Di SMA, kenakalan Jeihan menjadi-jadi. Di samping mulai mendandani dirinya dengan celana jins ketat berhiaskan kancing metal dari atas sampai ujung kaki, lalu bersepeda keliling kota dengan sepeda jengki, remaja yang dikenal sebagai crossboy kota Solo itu masih rajin bolos sekolah. Akibatnya, Jeihan kena skors. Alih-alih jera atau putus asa, selama menjalani masa skorsing, pelajar yang disukai teman-teman perempuannya itu malah aktif melukis hingga berhasil menggelar pameran perdana (1958).

Menjelang ujian akhir, Jeihan kembali sekolah.
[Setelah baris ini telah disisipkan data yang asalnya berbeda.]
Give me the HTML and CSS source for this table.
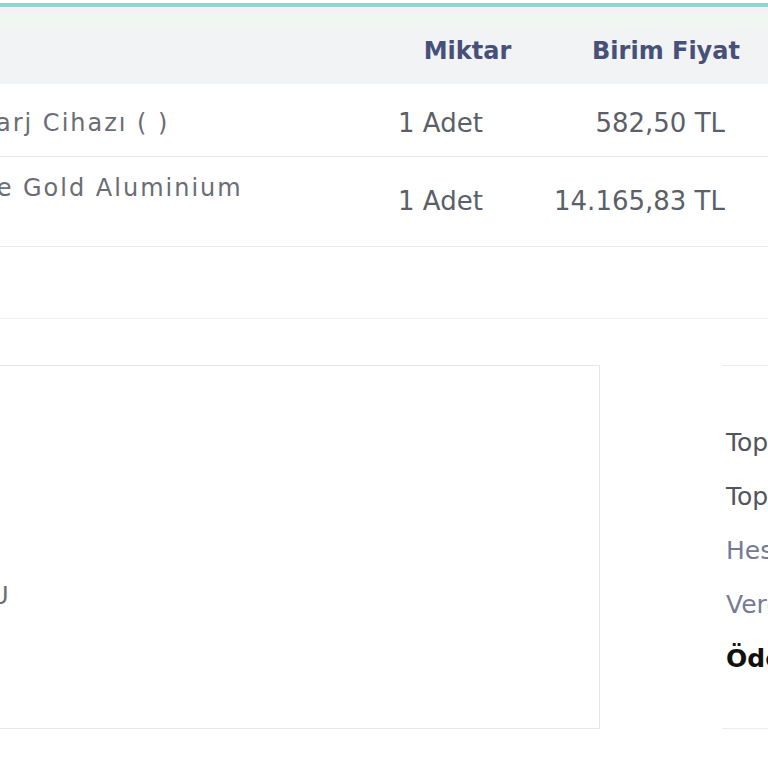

Paryatmo, kepala sekolahnya, memberi peringatan keras bahwa lulus atau tidak lulus Jeihan mesti keluar dari SMA Margoyudan. Hasilnya, sejarah mencatat, Jeihan lulus dan melanjutkan pendidikan tinggi ke jurusan Seni Rupa ITB.

“Jeihan, jin apa yang membantu kamu lulus?” tanya Pak Paryatmo, guru yang kemudian sering membangga-banggakan muridnya yang edan itu.

Sampai tahun 1960-an, teman-teman dekat Jeihan masih mengenal Jeihan dengan nama Jeihan Slamet. Adapun nama belakang tambahan yang melekat padanya hingga wafat, Sukmantoro, didapat dari Soekiman, bapak kosnya di Bandung.

“Bapak Soekiman rupanya tergerak oleh tingkah laku Jeihan yang ugal-ugalan dan pemberontak ini. Mengingat Jeihan dari Solo dan masih punya kaitan pula dengan keluarga Pakubuwanan, maka Bapak Soekirman memberi nama baru Jeihan, yakni Sukmantoro yang mirip dan senada dengan nama anaknya sendiri, Toni Sumartono,” terang Jakob Sumardjo (hal. 120).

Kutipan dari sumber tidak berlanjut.